*Problem to work on*. Only lines holding the string "screenshot" are wanted; copy each one from the material.

::: Data entries

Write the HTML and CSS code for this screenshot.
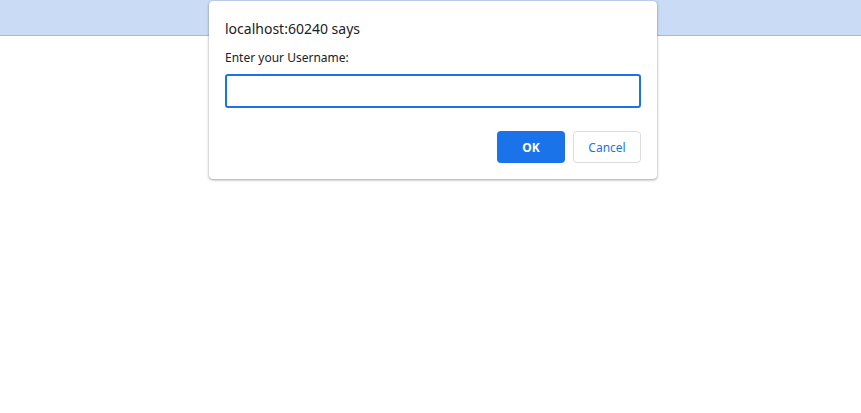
FILE: index.html
```html
<!DOCTYPE html>
<html>
<head>
<meta charset="utf-8">
<link rel="stylesheet" href="styles.css">
</head>
<body>
<div class="topbar"></div>
<div class="dialog">
  <div class="title">localhost:60240 says</div>
  <div class="label">Enter your Username:</div>
  <div class="input"></div>
  <div class="actions">
    <button class="btn ok">OK</button>
    <button class="btn cancel">Cancel</button>
  </div>
</div>
</body>
</html>
```
FILE: styles.css
```css
html, body {
  margin: 0;
  padding: 0;
  background: #fff;
  font-family: "Noto Sans", "Open Sans", sans-serif;
}
.topbar {
  height: 35px;
  background: #cadcf5;
  border-bottom: 1px solid #a9b8d0;
}
.dialog {
  position: absolute;
  left: 209px;
  top: 1px;
  width: 448px;
  height: 178px;
  box-sizing: border-box;
  background: #fff;
  border-radius: 4px;
  box-shadow: 0 1px 3px rgba(0,0,0,0.35), 0 0 1px rgba(0,0,0,0.25);
  padding: 18px 16px 0 16px;
}
.title {
  font-size: 14px;
  color: #202124;
  line-height: 20px;
  height: 22px;
}
.label {
  font-size: 12px;
  color: #202124;
  line-height: 16px;
  margin-top: 9px;
}
.input {
  margin-top: 8px;
  height: 34px;
  box-sizing: border-box;
  border: 2px solid #1a73e8;
  border-radius: 3px;
}
.actions {
  display: flex;
  justify-content: flex-end;
  gap: 8px;
  margin-top: 23px;
}
.btn {
  width: 68px;
  height: 32px;
  box-sizing: border-box;
  border-radius: 4px;
  font-family: "Noto Sans", "Open Sans", sans-serif;
  font-size: 12px;
  padding: 0;
}
.ok {
  background: #1a73e8;
  border: none;
  color: #fff;
  font-weight: bold;
}
.cancel {
  background: #fff;
  border: 1px solid #dadce0;
  color: #1a73e8;
}
```
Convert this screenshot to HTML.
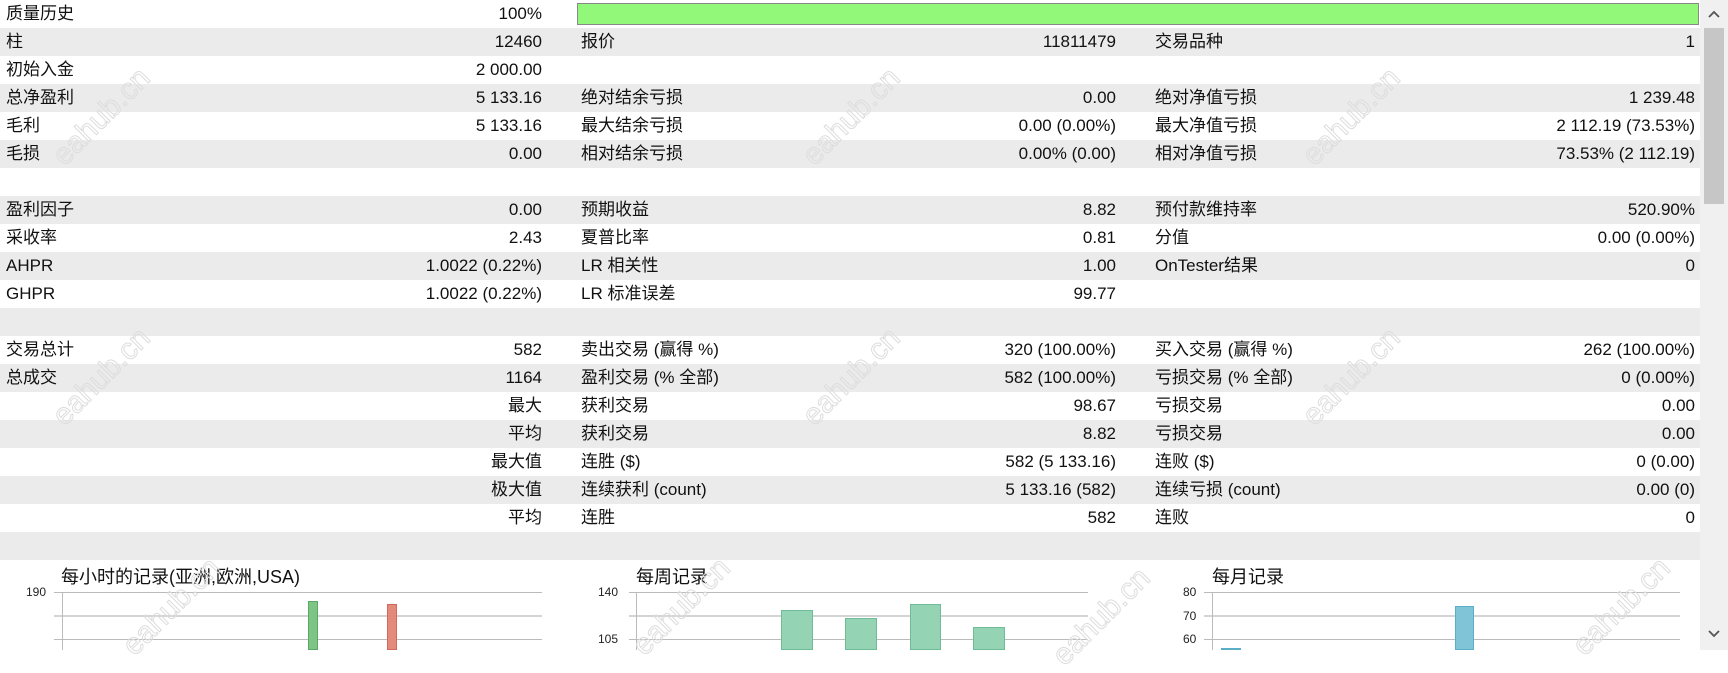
<!DOCTYPE html>
<html><head><meta charset="utf-8"><style>
*{margin:0;padding:0;box-sizing:border-box}
body{width:1728px;height:650px;overflow:hidden;background:#fff;font-family:"Liberation Sans","Noto Sans CJK SC",sans-serif;font-size:17px;color:#111;position:relative}
.row{position:absolute;left:0;width:1700px;height:28px;line-height:28px}
.g{background:#ebebeb}
.t{position:absolute;white-space:nowrap}
.l1{left:6px}.r1{right:1158px}.l2{left:581px}.r2{right:584px}.l3{left:1155px}.r3{right:5px}
.sb{position:absolute;left:1700px;top:0;width:28px;height:650px;background:#f0f0f0}
.wm{position:absolute;font-size:30px;color:transparent;-webkit-text-stroke:1px #ddd;transform:rotate(-45deg);font-family:"Liberation Sans",sans-serif;white-space:nowrap}
.ax{position:absolute;font-size:12px;font-family:"Liberation Sans",sans-serif;color:#222}
.gl{position:absolute;height:1px;background:#bbb}
.ct{position:absolute;font-size:18px;font-family:"Liberation Sans","Noto Sans CJK SC",sans-serif}
</style></head><body>
<div class="row" style="top:0"><span class="t l1">质量历史</span><span class="t r1">100%</span>
<div style="position:absolute;left:577px;top:3px;width:1122px;height:22px;background:#92f87a;border:1px solid #888"></div></div>
<div class="row g" style="top:28px"><span class="t l1">柱</span><span class="t r1">12460</span><span class="t l2">报价</span><span class="t r2">11811479</span><span class="t l3">交易品种</span><span class="t r3">1</span></div>
<div class="row" style="top:56px"><span class="t l1">初始入金</span><span class="t r1">2 000.00</span></div>
<div class="row g" style="top:84px"><span class="t l1">总净盈利</span><span class="t r1">5 133.16</span><span class="t l2">绝对结余亏损</span><span class="t r2">0.00</span><span class="t l3">绝对净值亏损</span><span class="t r3">1 239.48</span></div>
<div class="row" style="top:112px"><span class="t l1">毛利</span><span class="t r1">5 133.16</span><span class="t l2">最大结余亏损</span><span class="t r2">0.00 (0.00%)</span><span class="t l3">最大净值亏损</span><span class="t r3">2 112.19 (73.53%)</span></div>
<div class="row g" style="top:140px"><span class="t l1">毛损</span><span class="t r1">0.00</span><span class="t l2">相对结余亏损</span><span class="t r2">0.00% (0.00)</span><span class="t l3">相对净值亏损</span><span class="t r3">73.53% (2 112.19)</span></div>
<div class="row g" style="top:196px"><span class="t l1">盈利因子</span><span class="t r1">0.00</span><span class="t l2">预期收益</span><span class="t r2">8.82</span><span class="t l3">预付款维持率</span><span class="t r3">520.90%</span></div>
<div class="row" style="top:224px"><span class="t l1">采收率</span><span class="t r1">2.43</span><span class="t l2">夏普比率</span><span class="t r2">0.81</span><span class="t l3">分值</span><span class="t r3">0.00 (0.00%)</span></div>
<div class="row g" style="top:252px"><span class="t l1">AHPR</span><span class="t r1">1.0022 (0.22%)</span><span class="t l2">LR 相关性</span><span class="t r2">1.00</span><span class="t l3">OnTester结果</span><span class="t r3">0</span></div>
<div class="row" style="top:280px"><span class="t l1">GHPR</span><span class="t r1">1.0022 (0.22%)</span><span class="t l2">LR 标准误差</span><span class="t r2">99.77</span></div>
<div class="row g" style="top:308px"></div>
<div class="row" style="top:336px"><span class="t l1">交易总计</span><span class="t r1">582</span><span class="t l2">卖出交易 (赢得 %)</span><span class="t r2">320 (100.00%)</span><span class="t l3">买入交易 (赢得 %)</span><span class="t r3">262 (100.00%)</span></div>
<div class="row g" style="top:364px"><span class="t l1">总成交</span><span class="t r1">1164</span><span class="t l2">盈利交易 (% 全部)</span><span class="t r2">582 (100.00%)</span><span class="t l3">亏损交易 (% 全部)</span><span class="t r3">0 (0.00%)</span></div>
<div class="row" style="top:392px"><span class="t r1">最大</span><span class="t l2">获利交易</span><span class="t r2">98.67</span><span class="t l3">亏损交易</span><span class="t r3">0.00</span></div>
<div class="row g" style="top:420px"><span class="t r1">平均</span><span class="t l2">获利交易</span><span class="t r2">8.82</span><span class="t l3">亏损交易</span><span class="t r3">0.00</span></div>
<div class="row" style="top:448px"><span class="t r1">最大值</span><span class="t l2">连胜 ($)</span><span class="t r2">582 (5 133.16)</span><span class="t l3">连败 ($)</span><span class="t r3">0 (0.00)</span></div>
<div class="row g" style="top:476px"><span class="t r1">极大值</span><span class="t l2">连续获利 (count)</span><span class="t r2">5 133.16 (582)</span><span class="t l3">连续亏损 (count)</span><span class="t r3">0.00 (0)</span></div>
<div class="row" style="top:504px"><span class="t r1">平均</span><span class="t l2">连胜</span><span class="t r2">582</span><span class="t l3">连败</span><span class="t r3">0</span></div>
<div class="row g" style="top:532px"></div>

<div class="ct" style="left:61px;top:563px">每小时的记录(亚洲,欧洲,USA)</div>
<div class="ax" style="left:26px;top:585px">190</div>
<div class="gl" style="left:54px;top:592px;width:488px"></div>
<div class="gl" style="left:54px;top:615px;width:488px;background:#d4d4d4;height:2px"></div>
<div class="gl" style="left:54px;top:639px;width:488px"></div>
<div style="position:absolute;left:62px;top:592px;width:1px;height:58px;background:#bbb"></div>
<div style="position:absolute;left:308px;top:601px;width:10px;height:49px;background:#7fc487;border:1px solid #5aa866"></div>
<div style="position:absolute;left:387px;top:604px;width:10px;height:46px;background:#e38a7a;border:1px solid #d06a5a"></div>

<div class="ct" style="left:636px;top:563px">每周记录</div>
<div class="ax" style="left:598px;top:585px">140</div>
<div class="ax" style="left:598px;top:632px">105</div>
<div class="gl" style="left:629px;top:592px;width:459px"></div>
<div class="gl" style="left:629px;top:615px;width:459px;background:#d4d4d4;height:2px"></div>
<div class="gl" style="left:629px;top:639px;width:459px"></div>
<div style="position:absolute;left:636px;top:592px;width:1px;height:58px;background:#bbb"></div>
<div style="position:absolute;left:781px;top:610px;width:32px;height:40px;background:#95d3b5;border:1px solid #70bb98"></div>
<div style="position:absolute;left:845px;top:618px;width:32px;height:32px;background:#95d3b5;border:1px solid #70bb98"></div>
<div style="position:absolute;left:910px;top:604px;width:31px;height:46px;background:#95d3b5;border:1px solid #70bb98"></div>
<div style="position:absolute;left:973px;top:627px;width:32px;height:23px;background:#95d3b5;border:1px solid #70bb98"></div>

<div class="ct" style="left:1212px;top:563px">每月记录</div>
<div class="ax" style="left:1183px;top:585px">80</div>
<div class="ax" style="left:1183px;top:609px">70</div>
<div class="ax" style="left:1183px;top:632px">60</div>
<div class="gl" style="left:1204px;top:592px;width:476px"></div>
<div class="gl" style="left:1204px;top:615px;width:476px;background:#d4d4d4;height:2px"></div>
<div class="gl" style="left:1204px;top:639px;width:476px"></div>
<div style="position:absolute;left:1212px;top:592px;width:1px;height:58px;background:#bbb"></div>
<div style="position:absolute;left:1455px;top:606px;width:19px;height:44px;background:#80c4d8;border:1px solid #5aaec8"></div>
<div style="position:absolute;left:1221px;top:648px;width:20px;height:2px;background:#80c4d8;border:1px solid #5aaec8"></div>

<div class="wm" style="left:40px;top:100px">eahub.cn</div>
<div class="wm" style="left:790px;top:100px">eahub.cn</div>
<div class="wm" style="left:1290px;top:100px">eahub.cn</div>
<div class="wm" style="left:40px;top:360px">eahub.cn</div>
<div class="wm" style="left:790px;top:360px">eahub.cn</div>
<div class="wm" style="left:1290px;top:360px">eahub.cn</div>
<div class="wm" style="left:110px;top:590px">eahub.cn</div>
<div class="wm" style="left:620px;top:590px">eahub.cn</div>
<div class="wm" style="left:1040px;top:600px">eahub.cn</div>
<div class="wm" style="left:1560px;top:590px">eahub.cn</div>

<div class="sb">
<svg style="position:absolute;left:8px;top:10px" width="12" height="8"><path d="M1 7 L6 2 L11 7" stroke="#555" stroke-width="1.8" fill="none"/></svg>
<div style="position:absolute;left:4px;top:28px;width:20px;height:176px;background:#c6c6c6"></div>
<svg style="position:absolute;left:8px;top:630px" width="12" height="8"><path d="M1 1 L6 6 L11 1" stroke="#555" stroke-width="1.8" fill="none"/></svg>
</div>
</body></html>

::::::

*Output of the exercise*.
Write the HTML and CSS code for this screenshot.
Convert this screenshot to HTML.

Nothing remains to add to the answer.